Industrial strength

Industrial strength

Total Property - Issue 2 2019

Nine years of economic expansion has boosted employment which has, in turn, lifted demand for industrial workspace. The results are falling vacancy rates, upward pressure on rentals and a ramp-up in development, according to Bayleys Research.

These fundamentals have created favourable investment conditions. Demand has also been bolstered by low interest rates, as investors seek higher-yielding assets such as industrial property.

Most of these fundamentals will remain in play over 2019 pointing towards another positive year.

Employment driving demand

In 2010, approximately, 425,200 people were employed in New Zealand’s industrial sector across 92,325 business units. By February 2018 these figures had grown to 514,700 (up 21%) and 104,915 (up 13.5%).

The resulting demand for workspace has squeezed down vacancy rates across our major centres, in many cases to historical lows.

The trend is particularly evident in the ‘Golden Triangle’ centres of Auckland, Hamilton and Tauranga, along with Wellington, where average vacancy rates have been trending down. They now sit at or below 3 percent across all of these cities’ major precincts.

In Wellington, vacancy reached a cyclical peak of 7.5 percent in 2012. In late 2018 this stood at 3 percent, the same as Hamilton. Tauranga has seen a particularly steep decline; in early 2015 the average vacancy rate was 13.5 percent, while in Bayleys Research’s latest vacancy survey the figure was 2.4 percent.

Conditions in Auckland have been tight for an extended period, with vacancy continuing to track down over the past year, from 3.3 percent to sub-3 percent.
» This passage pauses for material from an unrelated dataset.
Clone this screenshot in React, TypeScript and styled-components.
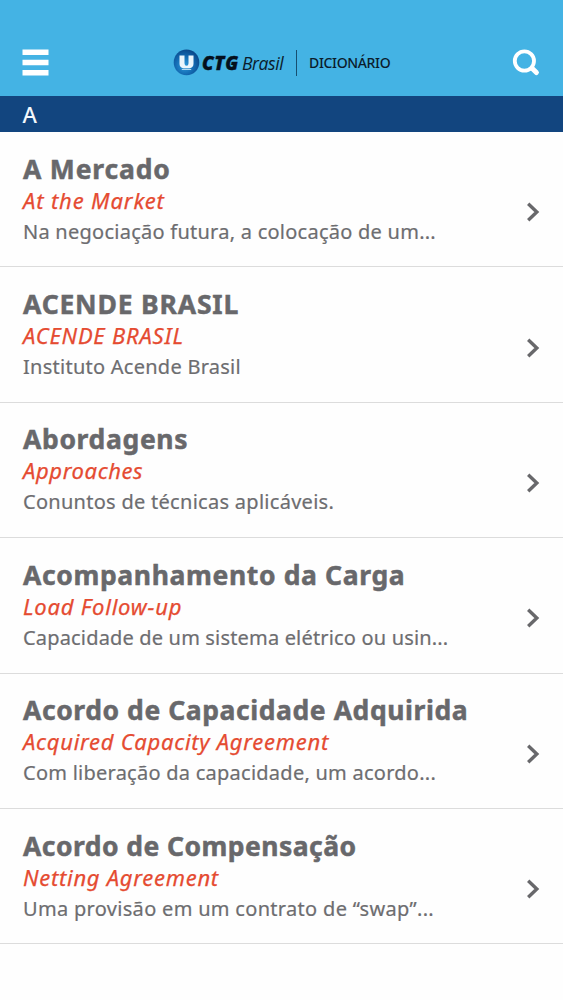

Christchurch market reports indicate that vacancy rates there have begun to trend upwards. This, though, reflects unique dynamics post the 2010 and 2011 earthquakes when construction demand rose sharply.

Strong supply response

Given tightening conditions, the development sector has responded strongly. The value of industrial building consents in 2018 reached $1.4 billion, up 20 percent on 2017 and double the 2012 total.

In 2018, Auckland accounted for 43 percent of consents. Within its established precincts there is very little vacant development land and what there is generally commands values which make development unviable. The trend will be towards higher and better uses for land in industrial precincts.

Christchurch’s proportion of new development has begun to fall. In 2016 its industrial development accounted for 32 percent of the national total by value; this fell to 18 percent in 2018.

Consents across all major centres, though, increased in 2018 pointing towards another strong year of construction.

Positive returns

Industrial property has continued to generate attractive returns, according to MSCI statistics. In the year to June 2018 the total return was 12.9 percent. The sector has seen double-digit returns since 2011.

Its solid performance, along with the fact that industrial property offers a more affordable entry point for investors than retail and office property, makes the sector particularly popular.

Demand will likely be further bolstered from overseas following amendments to Overseas Investment Office regulations making it harder for most foreigners to buy residential property.

Future gazing

Rapid changes in technology and consumer demand, along with the supply of labour and land, will transform the shape, location and use of industrial property, according to a study into the sector’s future.

The Future Gazing Logistics report, by Bayleys’ global strategic partner Knight Frank, says technology will both disrupt and enhance industrial operations and the efficiency of supply chains – and give tech-ready owners and occupiers a competitive edge.

“Whilst the potential of automation, robotics, augmented reality and the internet of things are alluring … the adoption of such technologies will not be as universal, seamless or rapid as many visions of the future often maintain,” argue the report’s authors.

“Our view is that new technologies will be applied unevenly across the market – serving to bring competitive advantage to those who are able to make the necessary investments and have the required level of digital fitness.

“As industrial real estate becomes more of a source of strategic and competitive advantage, occupiers will be prepared to work in partnership with the supply side and make long-term commitments to product that suits their operational requirements and has the required levels of future proofing.

“It will be an age in which multi-user, multi-level and mixed-use product will become more commonplace as technology, land constraints and collaborative operational models are reflected in physical product,” say the researchers.

Location will be shaped by the growing importance of ‘last-mile’ delivery, along with falling demand for human resources. “We anticipate the continued rise of urban logistics facilities close to urban centres and, increasingly, within the context of mixed-use development schemes.”